Once a buck finds a hot doe, he’ll often herd her into a large, open field away from cover, then lock down with her in a low spot for a couple of days. That behaviour may seem odd, but hiding out in the open is a smart strategy, with the low elevation hiding the buck and his mate from other bucks. And since he’s out in the open, the buck can also see any potential interlopers long before they see him. If an intruder does appear, the tending buck can either try to stay hidden with his doe, our chase her to another safe area.

My absolute favourite time and place to hunt prairie whitetails is when the bucks are locked down and hiding with their mates in stubble fields. That’s when I spend much of the day at various vantage points, glassing the stubble.
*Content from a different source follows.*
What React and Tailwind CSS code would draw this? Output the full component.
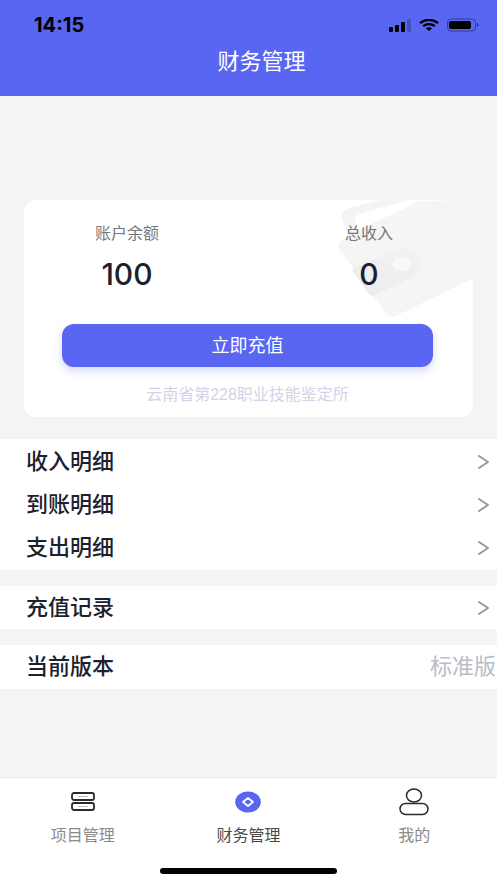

Once I spot a pair of deer, it’s time to move in for a stalk. While closing in, I always keep the wind in my favour, staying as low as possible and using the lay of the land to my advantage. That often allows me to get close enough for a shot.

Another thing I’ve learned from years of hunting the prairies is that tending bucks are usually on full alert. Does will stay bedded and not run away unless I get too close, or they catch wind of me. Bedded bucks are constantly watching for danger, however, and will often stand up for a look, inadvertently offering a good shooting opportunity. If the buck does spook and run off while the doe stays bedded, he’ll usually return to her in short order—just one more little tip to help you tag out on a big prairie whitetail this fall.